Individual steps are often performed using 3rd party software, that can be run from the commandline. You can run commands from a python program using `system(cmnd)` from the `os` module (https://docs.python.org/3/library/os.html).

___
##### How do you find out how to use a commandline program? 
___
>- search the online documentation  
>- use man _program name_  
>- run the program with --help (often long help)  
>- run the program with -h (often short help)  
>- run the program without arguments  


For today, we won't bother with 3rd party software because it takes to time and effort we would need to get everyone (Windows/Mac/Linux users) on the same page. Instead we will use operating system commands for our examples.

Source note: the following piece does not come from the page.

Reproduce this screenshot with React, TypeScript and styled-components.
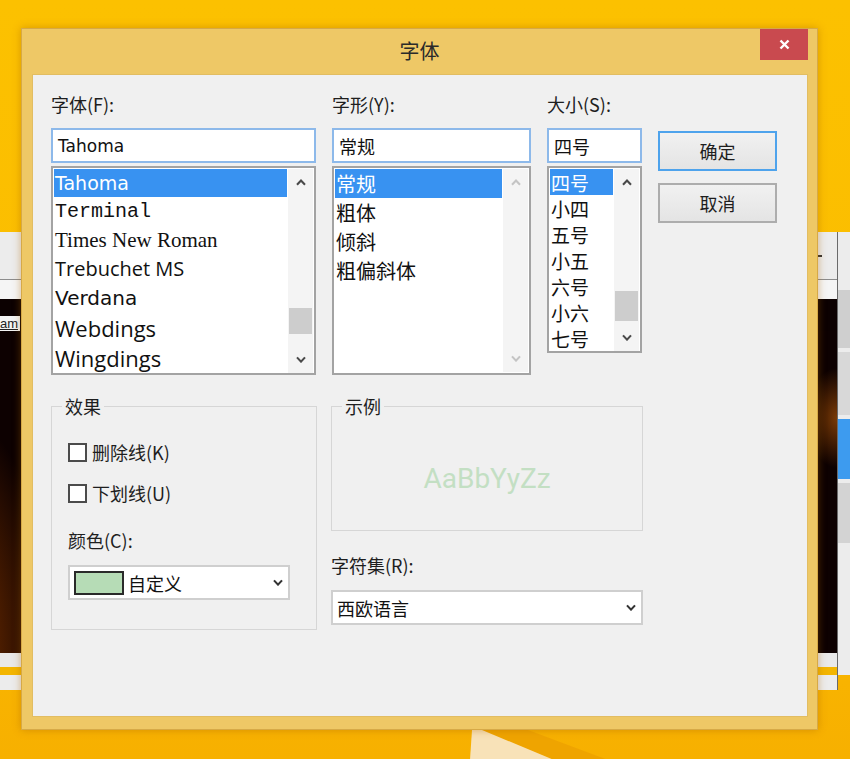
import React from "react";
import styled, { createGlobalStyle } from "styled-components";

const UI_FONT = `"Noto Sans CJK SC", "Microsoft YaHei", sans-serif`;

const GlobalStyle = createGlobalStyle`
    * { box-sizing: border-box; }
    body {
        margin: 0;
        background: #f9b800;
        font-family: ${UI_FONT};
    }
`;

interface IFontEntry {
    name: string,
    family: string,
    size: number,
    height: number
}

const fontEntries: IFontEntry[] = [
    { name: 'Tahoma', family: '"DejaVu Sans", sans-serif', size: 19, height: 28 },
    { name: 'Terminal', family: '"Liberation Mono", monospace', size: 20, height: 29 },
    { name: 'Times New Roman', family: '"Liberation Serif", serif', size: 21, height: 28 },
    { name: 'Trebuchet MS', family: '"Open Sans", sans-serif', size: 20, height: 29 },
    { name: 'Verdana', family: '"DejaVu Sans", sans-serif', size: 20, height: 30 },
    { name: 'Webdings', family: '"Open Sans", sans-serif', size: 22, height: 30 },
    { name: 'Wingdings', family: '"Open Sans", sans-serif', size: 22, height: 30 },
];

const styleEntries = ['常规', '粗体', '倾斜', '粗偏斜体'];
const sizeEntries = ['四号', '小四', '五号', '小五', '六号', '小六', '七号'];

const Chevron: React.FC<{ up?: boolean, color?: string }> = ({ up, color = '#4a4a4a' }) => (
    <svg width="10" height="7" viewBox="0 0 10 7">
        <path
            d={up ? 'M1 5.8 L5 1.6 L9 5.8' : 'M1 1.4 L5 5.6 L9 1.4'}
            fill="none"
            stroke={color}
            strokeWidth="2.1"
        />
    </svg>
);

const App: React.FC = () => {
    return (
        <>
            <GlobalStyle />
            <Desktop>
                <BackWindow>
                    <BackHeader><Dash /></BackHeader>
                    <BackStrip $h={19} $bg='#f5f5f5' />
                    <BackStrip $h={17} $bg='#0c0101' />
                    <CaptionRow><CaptionTab>am</CaptionTab></CaptionRow>
                    <BackImage />
                    <BackStrip $h={14} $bg='#e9e9e9' />
                    <BackStrip $h={8} $bg='#f3b500' />
                    <BackStrip $h={15} $bg='#ececec' />
                </BackWindow>
                <SidePanel>
                    <SideBlock $h={58} $bg='#cfcfcf' />
                    <SideBlock $h={63} $bg='#d8d8d8' />
                    <SideBlock $h={60} $bg='#3d9bef' />
                    <SideBlock $h={60} $bg='#d3d3d3' />
                </SidePanel>
                <Wedge width="160" height="30" viewBox="0 0 160 30">
                    <polygon points="22,0 70,0 150,30 96,30" fill="#efa400" />
                    <polygon points="14,0 24,0 96,30 12,30" fill="#f8e2b8" />
                </Wedge>

                <Dialog>
                    <TitleBar>
                        <Title>字体</Title>
                        <CloseButton aria-label="close">
                            <svg width="11" height="11" viewBox="0 0 11 11">
                                <path d="M1.5 1.5 L9.5 9.5 M9.5 1.5 L1.5 9.5" stroke="#fff" strokeWidth="2.4" />
                            </svg>
                        </CloseButton>
                    </TitleBar>

                    <Client>
                        <TopRow>
                            <Column>
                                <FieldLabel>字体(F):</FieldLabel>
                                <TextBox $font='"DejaVu Sans", sans-serif' $size={17}>Tahoma</TextBox>
                                <ListBox $h={209}>
                                    <Items>
                                        {fontEntries.map((f, i) => (
                                            <Item key={f.name} $selected={i === 0} $font={f.family} $size={f.size} $h={f.height}>
                                                {f.name}
                                            </Item>
                                        ))}
                                    </Items>
                                    <ScrollBar>
                                        <ArrowCell><Chevron up /></ArrowCell>
                                        <Track><Thumb $top={112} $h={26} /></Track>
                                        <ArrowCell><Chevron /></ArrowCell>
                                    </ScrollBar>
                                </ListBox>
                            </Column>

                            <Column>
                                <FieldLabel>字形(Y):</FieldLabel>
                                <TextBox>常规</TextBox>
                                <ListBox $h={209}>
                                    <Items>
                                        {styleEntries.map((s, i) => (
                                            <Item key={s} $selected={i === 0} $font={UI_FONT} $size={20} $h={29}>
                                                {s}
                                            </Item>
                                        ))}
                                    </Items>
                                    <ScrollBar>
                                        <ArrowCell><Chevron up color='#c4c4c4' /></ArrowCell>
                                        <Track />
                                        <ArrowCell><Chevron color='#c4c4c4' /></ArrowCell>
                                    </ScrollBar>
                                </ListBox>
                            </Column>

                            <Column>
                                <FieldLabel>大小(S):</FieldLabel>
                                <TextBox>四号</TextBox>
                                <ListBox $h={187}>
                                    <Items>
                                        {sizeEntries.map((s, i) => (
                                            <Item key={s} $selected={i === 0} $font={UI_FONT} $size={19} $h={26}>
                                                {s}
                                            </Item>
                                        ))}
                                    </Items>
                                    <ScrollBar>
                                        <ArrowCell><Chevron up /></ArrowCell>
                                        <Track><Thumb $top={95} $h={30} /></Track>
                                        <ArrowCell><Chevron /></ArrowCell>
                                    </ScrollBar>
                                </ListBox>
                            </Column>

                            <ButtonColumn>
                                <PushButton $default>确定</PushButton>
                                <PushButton>取消</PushButton>
                            </ButtonColumn>
                        </TopRow>

                        <BottomRow>
                            <GroupBox $h={236}>
                                <Legend>效果</Legend>
                                <CheckRow $top={19}><CheckBox />删除线(K)</CheckRow>
                                <CheckRow $top={11}><CheckBox />下划线(U)</CheckRow>
                                <PlainLabel $top={20}>颜色(C):</PlainLabel>
                                <DropDown $w={222}>
                                    <Swatch />
                                    自定义
                                    <ChevronSlot><Chevron color='#333' /></ChevronSlot>
                                </DropDown>
                            </GroupBox>

                            <Column>
                                <GroupBox $h={137}>
                                    <Legend>示例</Legend>
                                    <SampleArea>AaBbYyZz</SampleArea>
                                </GroupBox>
                                <PlainLabel $top={22}>字符集(R):</PlainLabel>
                                <DropDown $w={312}>
                                    西欧语言
                                    <ChevronSlot><Chevron color='#333' /></ChevronSlot>
                                </DropDown>
                            </Column>
                        </BottomRow>
                    </Client>
                </Dialog>
            </Desktop>
        </>
    )
}

const Desktop = styled.div`
    position: relative;
    width: 850px;
    height: 759px;
    overflow: hidden;
    background: linear-gradient(180deg, #fcc100 0%, #fbbc00 60%, #f7b000 100%);
`;

const BackWindow = styled.div`
    position: absolute;
    left: -40px;
    top: 232px;
    width: 878px;
    height: 458px;
    display: flex;
    flex-direction: column;
    background: #ececec;
    border-right: 1px solid #6a6a6a;
`;

const BackHeader = styled.div`
    height: 48px;
    flex-shrink: 0;
    border-bottom: 1px solid #8c8c8c;
    display: flex;
    align-items: center;
    justify-content: flex-end;
    padding-right: 15px;
`;

const Dash = styled.div`
    width: 4px;
    height: 2px;
    background: #333;
`;

const BackStrip = styled.div<{ $h: number, $bg: string }>`
    height: ${p => p.$h}px;
    flex-shrink: 0;
    background: ${p => p.$bg};
`;

const CaptionRow = styled.div`
    height: 15px;
    flex-shrink: 0;
    display: flex;
    background: #0c0101;
`;

const CaptionTab = styled.div`
    width: 60px;
    padding-right: 2px;
    background: #f4f4f4;
    color: #222;
    font: 13px/15px "Liberation Sans", sans-serif;
    text-align: right;
    text-decoration: underline;
    white-space: nowrap;
`;

const BackImage = styled.div`
    flex: 1;
    background:
        radial-gradient(ellipse 90px 240px at 0% 100%, #8a4606 0%, #4a1c00 45%, rgba(20, 2, 0, 0) 100%),
        radial-gradient(ellipse 30px 50px at 100% 27%, #7a3a05 0%, rgba(20, 2, 0, 0) 100%),
        #0d0101;
`;

const SidePanel = styled.div`
    position: absolute;
    left: 838px;
    top: 232px;
    width: 12px;
    height: 443px;
    padding-top: 58px;
    display: flex;
    flex-direction: column;
    gap: 4px;
    background: #ececec;
`;

const SideBlock = styled.div<{ $h: number, $bg: string }>`
    height: ${p => p.$h}px;
    background: ${p => p.$bg};
`;

const Wedge = styled.svg`
    position: absolute;
    left: 458px;
    top: 730px;
`;

const Dialog = styled.div`
    position: absolute;
    left: 21px;
    top: 28px;
    width: 797px;
    height: 702px;
    display: flex;
    flex-direction: column;
    background: #eec866;
    border: 1px solid #d6a947;
    box-shadow: 0 0 8px rgba(170, 100, 0, 0.45);
`;

const TitleBar = styled.div`
    height: 45px;
    flex-shrink: 0;
    display: grid;
    grid-template-columns: 48px 1fr 48px;
    padding: 0 9px;
    align-items: start;
`;

const Title = styled.div`
    grid-column: 2;
    text-align: center;
    font-size: 20px;
    line-height: 44px;
    color: #2a2a2a;
`;

const CloseButton = styled.button`
    grid-column: 3;
    width: 48px;
    height: 31px;
    padding: 0;
    border: none;
    background: #c94a4f;
    display: flex;
    align-items: center;
    justify-content: center;
`;

const Client = styled.div`
    flex: 1;
    margin: 0 9px 12px 10px;
    padding: 17px 0 0 18px;
    background: #f0f0f0;
    border: 1px solid #e2bd62;
`;

const TopRow = styled.div`
    display: grid;
    grid-template-columns: 265px 199px 95px 119px;
    column-gap: 16px;
    align-items: start;
`;

const Column = styled.div`
    display: flex;
    flex-direction: column;
`;

const FieldLabel = styled.div`
    height: 36px;
    font-size: 18px;
    line-height: 24px;
    color: #1e1e1e;
    white-space: nowrap;
`;

const TextBox = styled.div<{ $font?: string, $size?: number }>`
    height: 35px;
    padding-left: 5px;
    display: flex;
    align-items: center;
    background: #fff;
    border: 2px solid #8db9ea;
    font-family: ${p => p.$font || UI_FONT};
    font-size: ${p => p.$size || 18}px;
    color: #111;
`;

const ListBox = styled.div<{ $h: number }>`
    margin-top: 3px;
    height: ${p => p.$h}px;
    padding: 1px;
    display: grid;
    grid-template-columns: 1fr 25px;
    column-gap: 1px;
    background: #fff;
    border: 2px solid #a3a3a3;
`;

const Items = styled.div`
    display: flex;
    flex-direction: column;
`;

const Item = styled.div<{ $selected?: boolean, $font: string, $size: number, $h: number }>`
    height: ${p => p.$h}px;
    flex-shrink: 0;
    padding-left: 1px;
    display: flex;
    align-items: center;
    white-space: nowrap;
    font-family: ${p => p.$font};
    font-size: ${p => p.$size}px;
    background: ${p => p.$selected ? '#3892f1' : 'transparent'};
    color: ${p => p.$selected ? '#fff' : '#111'};
`;

const ScrollBar = styled.div`
    display: flex;
    flex-direction: column;
    background: #f4f4f4;
`;

const ArrowCell = styled.div`
    height: 27px;
    flex-shrink: 0;
    display: flex;
    align-items: center;
    justify-content: center;
`;

const Track = styled.div`
    flex: 1;
    padding: 0 1px;
`;

const Thumb = styled.div<{ $top: number, $h: number }>`
    margin-top: ${p => p.$top}px;
    height: ${p => p.$h}px;
    background: #cdcdcd;
`;

const ButtonColumn = styled.div`
    padding-top: 39px;
    display: flex;
    flex-direction: column;
    gap: 12px;
`;

const PushButton = styled.button<{ $default?: boolean }>`
    height: 40px;
    width: 100%;
    padding: 0;
    border: 2px solid ${p => p.$default ? '#4ea3ec' : '#adadad'};
    background: linear-gradient(180deg, #f1f1f1 0%, #e4e4e4 100%);
    font-family: ${UI_FONT};
    font-size: 18px;
    color: #1e1e1e;
`;

const BottomRow = styled.div`
    margin-top: 19px;
    display: grid;
    grid-template-columns: 266px 312px;
    column-gap: 14px;
    align-items: start;
`;

const GroupBox = styled.fieldset<{ $h: number }>`
    margin: 0;
    min-width: 0;
    height: ${p => p.$h}px;
    padding: 0 16px;
    border: 1px solid #d6d6d6;
    display: flex;
    flex-direction: column;
    align-items: flex-start;
`;

const Legend = styled.legend`
    margin-left: -6px;
    padding: 0 3px;
    font-size: 18px;
    line-height: 24px;
    color: #1e1e1e;
`;

const CheckRow = styled.label<{ $top: number }>`
    margin-top: ${p => p.$top}px;
    height: 30px;
    display: flex;
    align-items: center;
    gap: 5px;
    font-size: 18px;
    color: #1e1e1e;
`;

const CheckBox = styled.span`
    width: 19px;
    height: 19px;
    background: #fff;
    border: 2px solid #4b4b4b;
`;

const PlainLabel = styled.div<{ $top: number }>`
    margin-top: ${p => p.$top}px;
    font-size: 18px;
    line-height: 24px;
    color: #1e1e1e;
`;

const DropDown = styled.div<{ $w: number }>`
    margin-top: 13px;
    width: ${p => p.$w}px;
    height: 35px;
    padding: 0 5px 0 4px;
    display: flex;
    align-items: center;
    gap: 4px;
    background: #fff;
    border: 2px solid #cfcfcf;
    font-size: 18px;
    color: #111;
`;

const Swatch = styled.span`
    width: 50px;
    height: 24px;
    background: #b6dcb6;
    border: 2px solid #2a2a2a;
`;

const ChevronSlot = styled.span`
    margin-left: auto;
    display: flex;
`;

const SampleArea = styled.div`
    height: 112px;
    align-self: stretch;
    padding-top: 8px;
    display: flex;
    align-items: center;
    justify-content: center;
    font-family: Roboto, "Liberation Sans", sans-serif;
    font-size: 28px;
    color: #c3dfc3;
`;

export default App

Create a temporary directory for this course

> **mkdir** _dirname_  

Then go in to this directory 

> **cd** _dirname_  

and create a file called tempfilename.txt:  
MacOS/Linux  
> **touch** tempfilename.txt  
  
Windows  
> **echo blabla >** tempfilename.txt  
  

Let's now try this in Python.


In [6]:
#first import the os module
import os

# where are we?
# the working directory is the directory you were in when you started python (notebook).
print(os.getcwd())



/Users/like/Dropbox/02.Teaching/StudyGroup/20171219_PipelinesInPython/notebook


In [4]:
# make the directory
os.mkdir('temp')

FileExistsError: [Errno 17] File exists: 'temp'

This raises an error because this directory already exists -we just made it on the commandline. 
So let's first delete it:
Safely:
MacOS/Linux  
**rm ** temp/tempfilename  
**rm ** temp  
    
Windows  
**del** temp/tempfilename  
**del ** temp  

With force:  
MacOS/Linux  
**rm -r** temp
  
Windows  
**deltree** temp  


In [7]:
#make the temp directory again, using the os module
os.mkdir('temp')

#let's go in
os.chdir('temp')

#where are we?
print(os.getcwd())

#make our tempfile again
os.system('touch tempfilename.txt')


/Users/like/Dropbox/02.Teaching/StudyGroup/20171219_PipelinesInPython/notebook/temp


0

os.system returns a value, we will not go into this further, but let me say that if it returns a 0, it means all is well. Non-zero returns indicate something went wrong. You can use this as checkpoints in your pipeline.  
  
One important point of programming is to automate repetitive tasks. So suppose we want to create 4 files, how do we this?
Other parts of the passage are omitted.